Earth: After Death Kickstarter - A Post-Mortem
Hey all, morbid title aside, we wanted to reach out and just give a general statement on the Kickstarter's narrow failure to funding. It sucks, cuz it was REAL close. But as I said prior to other people: I'd rather it fail than barely fund. To summarize, here's why we believe the project didn't reach the goal or our expected funding amount:
1. Branding and Marketing - Hammer City Games is the new kid on the block in many ways: we're barely a year old and we haven't put out much in the way of original material consistently for a wide audience. Many other brand-new RPGs have the benefit of having worked hard over many years to put out free content, garner interest, and have word-of-mouth travel for their concepts. Earth: After Death may have been in development for a long while, but it's only within the past 8 months that marketing, reviews, and physical pre-release copies have found their way out of us.
2. Plus-Sized Product - The size of the project can be prohibitively expensive when combined with the previously mentioned problem. Backers (not you guys, but maybe) have no problem dropping $150 USD on a 5e supplement that seems cool or a monstrous 2nd edition to a pre-established brand. While our funding goal isn't egregious, $70 USD for a meaty 3-book package for a game that you've never heard of nor tested can be a risk that many consumers don't want to make. A quick google search to ask "is Earth: After Death any good?" giving no results can also make people wary of backing an untested project, regardless of who is part of its development.

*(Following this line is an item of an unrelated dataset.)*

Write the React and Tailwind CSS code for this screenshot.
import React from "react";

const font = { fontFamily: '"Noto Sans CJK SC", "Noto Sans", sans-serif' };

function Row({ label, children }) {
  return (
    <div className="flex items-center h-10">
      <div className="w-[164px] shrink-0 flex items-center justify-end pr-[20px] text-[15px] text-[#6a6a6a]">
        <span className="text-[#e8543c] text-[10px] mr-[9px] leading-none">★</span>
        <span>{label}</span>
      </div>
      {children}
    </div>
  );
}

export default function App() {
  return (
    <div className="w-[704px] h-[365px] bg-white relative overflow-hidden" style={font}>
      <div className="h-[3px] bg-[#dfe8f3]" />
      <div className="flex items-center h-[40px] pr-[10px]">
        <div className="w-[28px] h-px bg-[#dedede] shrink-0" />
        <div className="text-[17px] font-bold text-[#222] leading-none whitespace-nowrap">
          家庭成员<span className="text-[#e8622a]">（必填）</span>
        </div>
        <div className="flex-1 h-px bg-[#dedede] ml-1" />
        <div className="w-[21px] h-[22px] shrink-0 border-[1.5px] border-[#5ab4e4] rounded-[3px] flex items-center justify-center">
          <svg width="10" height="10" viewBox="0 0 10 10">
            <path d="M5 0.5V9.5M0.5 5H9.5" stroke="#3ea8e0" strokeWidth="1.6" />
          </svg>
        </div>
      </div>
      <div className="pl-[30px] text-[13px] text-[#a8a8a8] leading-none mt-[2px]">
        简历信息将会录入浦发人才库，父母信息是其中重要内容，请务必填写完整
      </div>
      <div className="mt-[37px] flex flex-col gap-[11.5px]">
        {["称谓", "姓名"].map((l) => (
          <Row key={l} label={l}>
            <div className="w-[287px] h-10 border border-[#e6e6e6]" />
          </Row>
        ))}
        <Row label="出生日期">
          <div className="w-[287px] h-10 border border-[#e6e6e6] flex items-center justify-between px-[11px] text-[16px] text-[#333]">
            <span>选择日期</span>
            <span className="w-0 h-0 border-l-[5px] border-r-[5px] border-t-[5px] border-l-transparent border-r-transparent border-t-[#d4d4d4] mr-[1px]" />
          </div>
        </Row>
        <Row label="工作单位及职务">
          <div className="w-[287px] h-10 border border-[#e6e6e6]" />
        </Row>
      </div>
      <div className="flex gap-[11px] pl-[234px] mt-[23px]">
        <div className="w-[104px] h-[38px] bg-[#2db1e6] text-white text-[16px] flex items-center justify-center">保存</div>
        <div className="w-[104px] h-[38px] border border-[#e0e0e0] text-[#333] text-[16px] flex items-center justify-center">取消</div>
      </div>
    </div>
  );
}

3. Market Research - I know, I know, shitty excuse, but as a scientist, I take every failure as data, because as we say in the community: "all data is good data". The failure of this Kickstarter gives us marketing data as well as better insight as to how to market to the right people, and perhaps to tell us that the wider market isn't ready for a more long-term, Talk Shop kinda game (not to say that market isn't around, but the amount of OSR peeps vs. one-shot players is very skewed to smaller, more digestible games).
4. Video - I've never watched a single Kickstarter video when backing an RPG, but apparently Jellop didn't want to advertise for us because we didn't have a video. I guess we need one. Stupid reason, though.
All in all, this has been a learning experience, and while Earth: After Death is returning to the drawing board to refine it for the near future, we have many more plans on the horizon. This Q3 we will be launching a Kickstarter for the physical release of HyperMall: Unlimited Violence, a Cruelty Squad-inspired drug-trip of a game from JD Clement (see it here: https://rat-bastard-games.itch.io/hypermall-unlimited-violence). We also have 3pp supplements planned to get the HCG brand out there, including a follow-up to our 2023 hit Graveyard of the Gods, with other products for other systems planned.